How Does Mozilla TTS Stack Up?

The first test I ran was on a random short story I found here. At about 16 seconds in to the clip below, the output appears to choke on the word pasture. It manages to recover quickly, but not before letting out a ghoulish “ttteeeeaaarrr” at around 26 seconds. When I first heard the stuttering I was laughing. Now I think I may need to sleep with the lights on.

They even executed a few innocent people to prove that they knew how to kill, and in roaming through virgin fields still belonging to the Prussians they shot stray dogs, cows chewing the cud in peace or sick horses put out to pasture.

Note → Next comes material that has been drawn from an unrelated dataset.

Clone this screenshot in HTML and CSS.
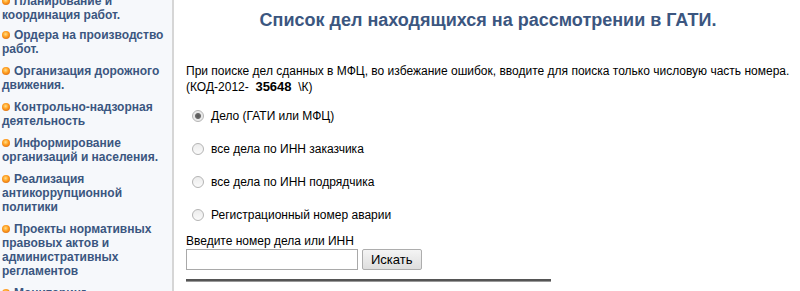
FILE: index.html
```html
<!DOCTYPE html>
<html lang="ru">
<head>
    <meta charset="UTF-8">
    <title>Список дел ГАТИ</title>
    <link rel="stylesheet" href="styles.css">
</head>
<body>
<div class="page">
    <!-- left menu -->
    <div class="sidebar">
        <ul class="menu">
            <li><a href="#">Планирование и координация работ.</a></li>
            <li><a href="#">Ордера на производство работ.</a></li>
            <li><a href="#">Организация дорожного движения.</a></li>
            <li><a href="#">Контрольно-надзорная деятельность</a></li>
            <li><a href="#">Информирование организаций и населения.</a></li>
            <li><a href="#">Реализация антикоррупционной политики</a></li>
            <li><a href="#">Проекты нормативных правовых актов и административных регламентов</a></li>
            <li><a href="#">Мониторинг</a></li>
        </ul>
    </div>

    <!-- search -->
    <div class="content">
        <h2 class="title">Список дел находящихся на рассмотрении в ГАТИ.</h2>
        <p class="note">При поиске дел сданных в МФЦ, во избежание ошибок, вводите для поиска только числовую часть номера.<br>
            (КОД-2012- &nbsp;<b class="num">35648</b>&nbsp; \К)</p>
        <div class="options">
            <label class="option"><input type="radio" name="mode" checked> Дело (ГАТИ или МФЦ)</label>
            <label class="option"><input type="radio" name="mode"> все дела по ИНН заказчика</label>
            <label class="option"><input type="radio" name="mode"> все дела по ИНН подрядчика</label>
            <label class="option"><input type="radio" name="mode"> Регистрационный номер аварии</label>
        </div>
        <div class="search">
            <label for="query">Введите номер дела или ИНН</label>
            <div class="search-row">
                <input type="text" id="query">
                <button>Искать</button>
            </div>
        </div>
        <hr class="line">
    </div>
</div>
</body>
</html>
```

FILE: styles.css
```css
body {
    margin: 0;
    font-family: "Liberation Sans", Arial, sans-serif;
    font-size: 12px;
    color: #000;
    background: #fff;
    overflow: hidden;
}
.page {
    display: flex;
    height: 291px;
    overflow: hidden;
}
.sidebar {
    width: 172px;
    flex-shrink: 0;
    background: #f6f8fb;
    border-right: 2px solid #d6d6d6;
}
.menu {
    list-style: none;
    margin: -6px 0 0 0;
    padding: 0 4px 0 2px;
}
.menu li {
    margin-bottom: 8px;
    line-height: 14px;
}
.menu li:first-child {
    margin-bottom: 6px;
}
.menu a {
    color: #3b5680;
    font-weight: bold;
    text-decoration: none;
}
.menu a:before {
    content: "";
    display: inline-block;
    width: 8px;
    height: 8px;
    margin-right: 4px;
    border-radius: 50%;
    background: radial-gradient(circle at 45% 40%, #ffe08a 0, #ff9a1a 45%, #e0761a 75%, #c9a98a 100%);
}
.content {
    flex: 1;
    padding: 0 10px 0 12px;
}
.title {
    margin: 9px 0 0 0;
    text-align: center;
    font-size: 18px;
    line-height: 22px;
    color: #3b5680;
}
.note {
    margin: 33px 0 0 0;
    line-height: 15px;
}
.num {
    font-size: 13px;
}
.options {
    display: flex;
    flex-direction: column;
    gap: 19px;
    margin-top: 14px;
    padding-left: 6px;
}
.option {
    display: flex;
    align-items: center;
    height: 14px;
    gap: 7px;
}
.option input {
    appearance: none;
    margin: 0;
    width: 12px;
    height: 12px;
    border: 1px solid #b4b4b4;
    border-radius: 50%;
    background: linear-gradient(#ececec, #fafafa);
    box-sizing: border-box;
}
.option input:checked {
    background: radial-gradient(circle, #555 0, #6a6a6a 2.5px, #e6e6e6 3.5px, #f6f6f6 100%);
}
.search {
    margin-top: 12px;
}
.search label {
    display: block;
    line-height: 15px;
}
.search-row {
    display: flex;
    gap: 4px;
}
.search-row input {
    width: 172px;
    height: 21px;
    box-sizing: border-box;
    border: 1px solid #a9a9a9;
    margin: 0;
}
.search-row button {
    height: 21px;
    padding: 0 8px;
    font-family: "Liberation Sans", Arial, sans-serif;
    font-size: 13px;
    border: 1px solid #adadad;
    border-radius: 2px;
    background: linear-gradient(#f4f4f4, #dedede);
    color: #000;
}
.line {
    width: 365px;
    margin: 9px 0 0 0;
    border: none;
    border-top: 2px solid #555;
    border-bottom: 1px solid #999;
}
```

This was the only “bug” I really ran in to while using. Otherwise, I was quite impressed with the performance. While it doesn’t quite sound as “human-like” as the paid alternatives, it is a huge step up from the eSpeak option. The project will likely see more improvements as time goes on and their dataset improves.

What’s Next?

At some point I will likely want to explore the opposite direction: speech-to-text. Mozilla apparently has things covered there with DeepSpeech, a project that appears to have significantly more support at the moment.